§ Challenge:
Include the line containing "string; correct: boolean" and all lines before it, repeated exactly from the listing below, without pictures.

§ Supplied information:

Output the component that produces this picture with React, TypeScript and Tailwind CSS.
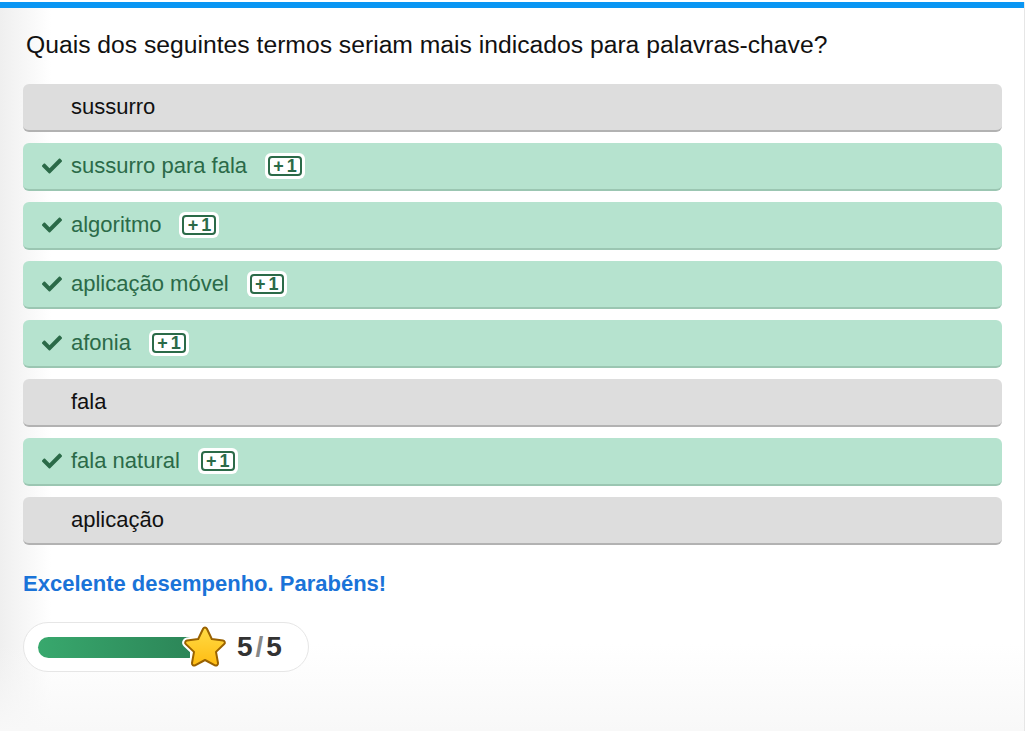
type Option = { label: string; correct: boolean };

const options: Option[] = [
  { label: "sussurro", correct: false },
  { label: "sussurro para fala", correct: true },
  { label: "algoritmo", correct: true },
  { label: "aplicação móvel", correct: true },
  { label: "afonia", correct: true },
  { label: "fala", correct: false },
  { label: "fala natural", correct: true },
  { label: "aplicação", correct: false },
];

function CheckMark() {
  return (
    <svg viewBox="0 0 512 512" className="w-[20px] h-[20px] fill-[#2b6a48]">
      <path d="M173.898 439.404l-166.4-166.4c-9.997-9.997-9.997-26.206 0-36.204l36.203-36.204c9.997-9.998 26.207-9.998 36.204 0L192 312.69 432.095 72.596c9.997-9.997 26.207-9.997 36.204 0l36.203 36.204c9.997 9.997 9.997 26.206 0 36.204l-294.4 294.401c-9.998 9.997-26.207 9.997-36.204-.001z" />
    </svg>
  );
}

function PlusOne() {
  return (
    <span className="ml-[18px] inline-flex items-center justify-center bg-white rounded-[6px] p-[3px]">
      <span className="flex items-center justify-center gap-[3px] h-[20px] w-[34px] border-2 border-[#2b6a48] rounded-[4px] text-[18px] leading-none font-bold text-[#2b6a48]">
        <span>+</span>
        <span>1</span>
      </span>
    </span>
  );
}

const starPath =
  "M24 3.5c.9 0 1.5.5 1.9 1.3l4.9 10.2 11.2 1.5c1.8.3 2.5 2.4 1.2 3.6l-8.2 7.8 2 11.1c.3 1.8-1.5 3.1-3.1 2.3L24 36l-9.9 5.3c-1.6.8-3.4-.5-3.1-2.3l2-11.1-8.2-7.8c-1.300-1.2-.6-3.3 1.2-3.6l11.2-1.5 4.9-10.2c.4-.8 1-1.3 1.9-1.3z";

function Star() {
  return (
    <svg viewBox="0 0 48 46" className="w-[48px] h-[46px]">
      <defs>
        <linearGradient id="sg" x1="0" y1="0" x2="0" y2="1">
          <stop offset="0" stopColor="#ffdb45" />
          <stop offset="1" stopColor="#ffbc12" />
        </linearGradient>
      </defs>
      <path d={starPath} fill="white" stroke="white" strokeWidth="6" strokeLinejoin="round" />
      <path d={starPath} fill="url(#sg)" stroke="#9a6200" strokeWidth="2" strokeLinejoin="round" />
    </svg>
  );
}

export default function App() {
  return (
    <div className="w-[1031px] h-[731px] bg-white font-['Liberation_Sans',Arial,sans-serif] overflow-hidden">
      <div className="h-[2px] bg-white" />
      <div className="flex h-[729px]">
        <div className="w-[1025px] border-r border-[#e6e6e6] bg-gradient-to-r from-[#efefef] via-white via-[5%] to-white flex flex-col">
          <div className="h-[6px] bg-[#0a96f3]" />
          <div className="flex-1 flex flex-col px-[23px] bg-gradient-to-b from-transparent via-transparent via-[88%] to-[#f8f8f8]">
            <h1 className="pl-[3px] pt-[22px] text-[24.7px] leading-[30px] text-[#111]">
              Quais dos seguintes termos seriam mais indicados para palavras-chave?
            </h1>
            <div className="mt-[24px] w-[979px] flex flex-col gap-[11px]">
              {options.map((o) => (
                <div
                  key={o.label}
                  className={`h-[48px] rounded-[6px] flex items-center text-[22px] border-b-2 ${
                    o.correct
                      ? "bg-[#b6e3cf] border-[#9bc6b2] text-[#2b6a48]"
                      : "bg-[#dddddd] border-[#b2b2b2] text-[#111]"
                  }`}
                >
                  <div className="w-[48px] flex justify-end pr-[9px]">
                    {o.correct && <CheckMark />}
                  </div>
                  <span className="-mt-[2px]">{o.label}</span>
                  {o.correct && <PlusOne />}
                </div>
              ))}
            </div>
            <p className="mt-[22px] text-[22px] font-bold text-[#1a73d8]">
              Excelente desempenho. Parabéns!
            </p>
            <div className="mt-[22px] w-[286px] h-[50px] rounded-full border border-[#e6e6e6] bg-white flex items-center pl-[14px]">
              <div className="relative w-[152px] h-[21px] rounded-l-full bg-gradient-to-r from-[#38a86d] to-[#2c8658]">
                <div className="absolute -right-[39px] -top-[13px]">
                  <Star />
                </div>
              </div>
              <div className="ml-[47px] flex items-baseline text-[28px] font-bold text-[#333]">
                <span>5</span>
                <span className="mx-[3px] text-[#888]">/</span>
                <span>5</span>
              </div>
            </div>
          </div>
        </div>
      </div>
    </div>
  );
}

§ Solution to this problem:
Output the component that produces this picture with React, TypeScript and Tailwind CSS.
type Option = { label: string; correct: boolean };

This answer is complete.